At a practical level, teams should think in terms of pathways, not just assets:

  • Segment workloads and administrative planes so one compromise cannot directly reach backup, identity, or orchestration systems.
  • Restrict service account scope and remove unnecessary interactive use, especially where accounts can authenticate across many hosts.
  • Use privileged access workflows that shorten session duration and isolate admin tasks from general user endpoints.
  • Monitor for lateral movement patterns such as remote service creation, abnormal logon types, pass-the-hash behavior, and remote execution chains mapped in the MITRE ATT&CK Enterprise Matrix.
  • Validate logging and response coverage against control families in NIST SP 800-53 Rev 5 Security and Privacy Controls, especially access control, audit, and system integrity functions.

Identity scope is just as important as network scope. If a compromised account can authenticate widely, segmentation alone will not prevent pivoting. That is why privileged identity hardening, just-in-time elevation, and conditional access checks need to be aligned with network policy. These controls tend to break down in hybrid environments with legacy protocols and shared administrative tooling because trust is often preserved for compatibility rather than rebuilt for containment.

Common Variations and Edge Cases

Tighter containment often increases operational overhead, requiring organisations to balance attack suppression against administrative friction and service reliability. There is no universal standard for how much east-west restriction is enough, so current guidance suggests prioritising the systems whose compromise would most rapidly expand the incident, such as identity infrastructure, backup platforms, and production control planes.

Some environments create special exceptions that weaken the model. High-availability clusters, OT segments, and managed service integrations may require broader connectivity than a pure zero trust design would allow. In those cases, best practice is evolving toward compensating controls such as stronger authentication, session recording, stricter routing, and segmented jump paths rather than unrestricted internal reach.
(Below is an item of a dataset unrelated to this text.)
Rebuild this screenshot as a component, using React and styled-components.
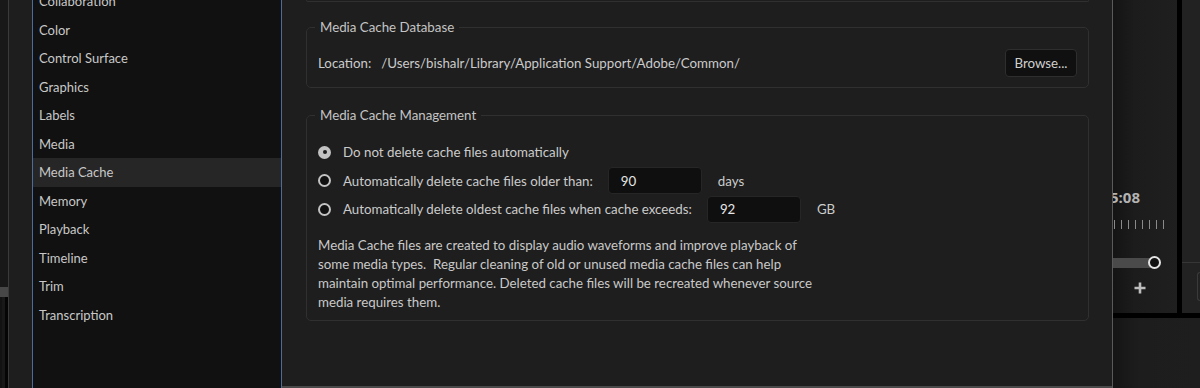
import styled, { createGlobalStyle } from "styled-components";

const GlobalStyle = createGlobalStyle`
    html, body {
        margin: 0;
        padding: 0;
        background: #1e1e1e;
    }
    body {
        font-family: Lato, "Liberation Sans", sans-serif;
        -webkit-font-smoothing: antialiased;
    }
`;

const categories = [
    "Collaboration",
    "Color",
    "Control Surface",
    "Graphics",
    "Labels",
    "Media",
    "Media Cache",
    "Memory",
    "Playback",
    "Timeline",
    "Trim",
    "Transcription",
];

const radios = [
    { label: "Do not delete cache files automatically", checked: true },
    { label: "Automatically delete cache files older than:", value: "90", unit: "days" },
    { label: "Automatically delete oldest cache files when cache exceeds:", value: "92", unit: "GB" },
];

const App = () => {
    return (
        <Frame>
            <GlobalStyle />
            <LeftStrip>
                <StripTop />
                <StripBlock />
                <StripBottom />
            </LeftStrip>

            <Dialog>
                <Sidebar>
                    <CategoryList>
                        {categories.map((name) => (
                            <Category key={name} selected={name === "Media Cache"}>
                                {name}
                            </Category>
                        ))}
                    </CategoryList>
                </Sidebar>

                <Content>
                    <PrevGroupTail />

                    <Group>
                        <Legend>Media Cache Database</Legend>
                        <LocationRow>
                            <Label>Location:</Label>
                            <Path>/Users/bishalr/Library/Application Support/Adobe/Common/</Path>
                            <Button>Browse...</Button>
                        </LocationRow>
                    </Group>

                    <Group $gap={18}>
                        <Legend>Media Cache Management</Legend>
                        <RadioList>
                            {radios.map((r) => (
                                <RadioRow key={r.label}>
                                    <Radio checked={r.checked} />
                                    <Label>{r.label}</Label>
                                    {r.value && (
                                        <>
                                            <NumberField>{r.value}</NumberField>
                                            <Unit>{r.unit}</Unit>
                                        </>
                                    )}
                                </RadioRow>
                            ))}
                        </RadioList>
                        <Description>
                            Media Cache files are created to display audio waveforms and improve playback of
                            <br />
                            some media types.&nbsp; Regular cleaning of old or unused media cache files can help
                            <br />
                            maintain optimal performance. Deleted cache files will be recreated whenever source
                            <br />
                            media requires them.
                        </Description>
                    </Group>
                </Content>
            </Dialog>

            <RightArea>
                <TopRow>
                    <MonitorCol>
                        <Timecode>5:08</Timecode>
                        <Ticks>
                            {Array.from({ length: 8 }).map((_, i) => (
                                <Tick key={i} />
                            ))}
                        </Ticks>
                        <SliderRow>
                            <Track />
                            <Knob />
                        </SliderRow>
                        <PlusButton>
                            <svg width="12" height="12" viewBox="0 0 12 12">
                                <path d="M6 0.5v11M0.5 6h11" stroke="#bdbdbd" strokeWidth="2.6" />
                            </svg>
                        </PlusButton>
                    </MonitorCol>
                    <BlackRule />
                    <SideCol>
                        <SideTop />
                        <SideBox />
                    </SideCol>
                </TopRow>
                <BlackBar />
                <BottomPanel />
            </RightArea>
        </Frame>
    );
};

const Frame = styled.div`
    display: flex;
    width: 1200px;
    height: 388px;
    overflow: hidden;
    background: #1e1e1e;
`;

const LeftStrip = styled.div`
    width: 8px;
    display: flex;
    flex-direction: column;
    background: #181818;
    border-right: 1px solid #3a3a3a;
`;

const StripTop = styled.div`
    height: 287px;
`;

const StripBlock = styled.div`
    height: 10px;
    background: #474747;
`;

const StripBottom = styled.div`
    flex: 1;
    border-left: 2px solid #121212;
    border-right: 3px solid #050505;
`;

const Dialog = styled.div`
    width: 1080px;
    padding-left: 23px;
    display: flex;
    background: #1e1e1e;
    border-right: 1px solid #5a5a5a;
`;

const Sidebar = styled.div`
    width: 248px;
    background: #111111;
    border-left: 1px solid #4c6c9c;
    border-right: 1px solid #4c6c9c;
    overflow: hidden;
`;

const CategoryList = styled.ul`
    list-style: none;
    margin: -13px 0 0;
    padding: 0;
`;

const Category = styled.li`
    height: 28.5px;
    line-height: 28.5px;
    padding-left: 6px;
    font-size: 13px;
    color: #c8c8c8;
    background: ${(p) => (p.selected ? "#262626" : "transparent")};
`;

const Content = styled.div`
    flex: 1;
    display: flex;
    flex-direction: column;
    padding: 0 23px 0 24px;
    border-bottom: 2px solid #4a4a4a;
`;

const PrevGroupTail = styled.div`
    height: 1px;
    border: 1px solid #303030;
    border-top: none;
    border-radius: 0 0 4px 4px;
`;

const Group = styled.fieldset`
    margin: ${(p) => p.$gap || 16}px 0 0;
    padding: 0;
    min-width: 0;
    border: 1px solid #303030;
    border-radius: 5px;
`;

const Legend = styled.legend`
    margin-left: 8px;
    padding: 0 5px;
    font-size: 13.3px;
    line-height: 18px;
    color: #c4c4c4;
`;

const LocationRow = styled.div`
    display: flex;
    align-items: center;
    padding: 13px 11px 10px 11px;
`;

const Label = styled.span`
    font-size: 13.3px;
    color: #cbcbcb;
    white-space: nowrap;
`;

const Path = styled.span`
    flex: 1;
    margin-left: 10px;
    font-size: 13.3px;
    color: #cbcbcb;
`;

const Button = styled.button`
    width: 72px;
    height: 28px;
    padding: 0;
    font-family: inherit;
    font-size: 13.3px;
    color: #cfcfcf;
    background: #101010;
    border: 1px solid #2e2e2e;
    border-radius: 4px;
`;

const RadioList = styled.div`
    display: flex;
    flex-direction: column;
    padding: 14px 11px 0;
`;

const RadioRow = styled.div`
    height: 28.5px;
    display: flex;
    align-items: center;
`;

const Radio = styled.span`
    box-sizing: border-box;
    width: 13px;
    height: 13px;
    margin-right: 12px;
    border-radius: 50%;
    display: flex;
    align-items: center;
    justify-content: center;
    flex-shrink: 0;
    background: ${(p) => (p.checked ? "#c2c2c2" : "#101010")};
    border: ${(p) => (p.checked ? "none" : "2.5px solid #c2c2c2")};

    &::after {
        content: "";
        width: 4px;
        height: 4px;
        border-radius: 50%;
        background: #1a1a1a;
        display: ${(p) => (p.checked ? "block" : "none")};
    }
`;

const NumberField = styled.div`
    box-sizing: border-box;
    width: 94px;
    height: 27px;
    margin-left: 15px;
    padding-left: 12px;
    display: flex;
    align-items: center;
    font-size: 13.3px;
    color: #e6e6e6;
    background: #0f0f0f;
    border: 1px solid #262626;
    border-radius: 4px;
`;

const Unit = styled.span`
    margin-left: 16px;
    font-size: 13.3px;
    color: #cbcbcb;
`;

const Description = styled.p`
    margin: 12px 0 0;
    padding: 0 11px 8px;
    font-size: 13.3px;
    line-height: 19px;
    color: #c9c9c9;
`;

const RightArea = styled.div`
    flex: 1;
    display: flex;
    flex-direction: column;
`;

const TopRow = styled.div`
    height: 313px;
    display: flex;
`;

const MonitorCol = styled.div`
    width: 64px;
    display: flex;
    flex-direction: column;
    padding-top: 188px;
    box-sizing: border-box;
    overflow: hidden;
    background: linear-gradient(90deg, #141414 0%, #1c1c1c 35%, #1f1f1f 100%);
`;

const Timecode = styled.div`
    margin-left: -3px;
    font-family: "Open Sans", sans-serif;
    font-weight: 700;
    font-size: 15px;
    line-height: 18px;
    color: #b3b3b3;
`;

const Ticks = styled.div`
    display: flex;
    gap: 6px;
    margin-top: 14px;
    padding-left: 1px;
`;

const Tick = styled.span`
    width: 1px;
    height: 9px;
    background: #8a8a8a;
`;

const SliderRow = styled.div`
    display: flex;
    align-items: center;
    margin-top: 27px;
`;

const Track = styled.div`
    width: 38px;
    height: 10px;
    background: #4a4a4a;
`;

const Knob = styled.div`
    box-sizing: border-box;
    width: 13px;
    height: 13px;
    margin-left: -3px;
    border-radius: 50%;
    border: 2.5px solid #e4e4e4;
    background: #111111;
`;

const PlusButton = styled.div`
    display: flex;
    margin: 13px 0 0 21px;
`;

const BlackRule = styled.div`
    width: 5px;
    background: #000000;
`;

const SideCol = styled.div`
    flex: 1;
    display: flex;
    flex-direction: column;
    background: #222222;
`;

const SideTop = styled.div`
    height: 262px;
    border-bottom: 1px solid #363636;
`;

const SideBox = styled.div`
    flex: 1;
    margin: 9px 0 12px 15px;
    border: 1px solid #3a3a3a;
    border-right: none;
    border-radius: 3px 0 0 3px;
`;

const BlackBar = styled.div`
    height: 5px;
    background: #000000;
`;

const BottomPanel = styled.div`
    flex: 1;
    background: linear-gradient(90deg, #151515 0%, #1d1d1d 30%, #1e1e1e 100%);
`;

export default App;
Containerised and cloud-native estates add another layer of nuance. A flat virtual network may look segmented on paper while pod-to-pod or workload-to-workload permissions still allow rapid spread. The same is true for identity federation, where a single over-privileged token or delegated admin role can substitute for direct network access. NHI governance becomes relevant whenever machine identities, service principals, or automation tokens can be reused across environments. The practical question is not only whether the attacker can move laterally, but whether any identity or tool path still lets them do so silently.

Standards & Framework Alignment

This section maps relevant standards and security frameworks to the operational risks and controls described in this guidance.

MITRE ATT&CK and OWASP Non-Human Identity Top 10 address the attack and risk surface, while NIST CSF 2.0, NIST Zero Trust (SP 800-207) and NIST SP 800-53 Rev 5 set the governance and control requirements practitioners need to meet.

Framework Control / Reference Relevance
NIST CSF 2.0 PR.AC Containment depends on limiting who and what can access internal resources.
NIST Zero Trust (SP 800-207) Zero trust directly addresses the need to verify every internal request.
NIST SP 800-53 Rev 5 AC-4 Information flow enforcement is central to stopping east-west spread.
MITRE ATT&CK T1021 Remote services are a common lateral movement path inside networks.
OWASP Non-Human Identity Top 10 Service accounts and tokens can become lateral movement enablers when over-scoped.

Scope machine identities tightly and remove reusable credentials that permit broad internal access.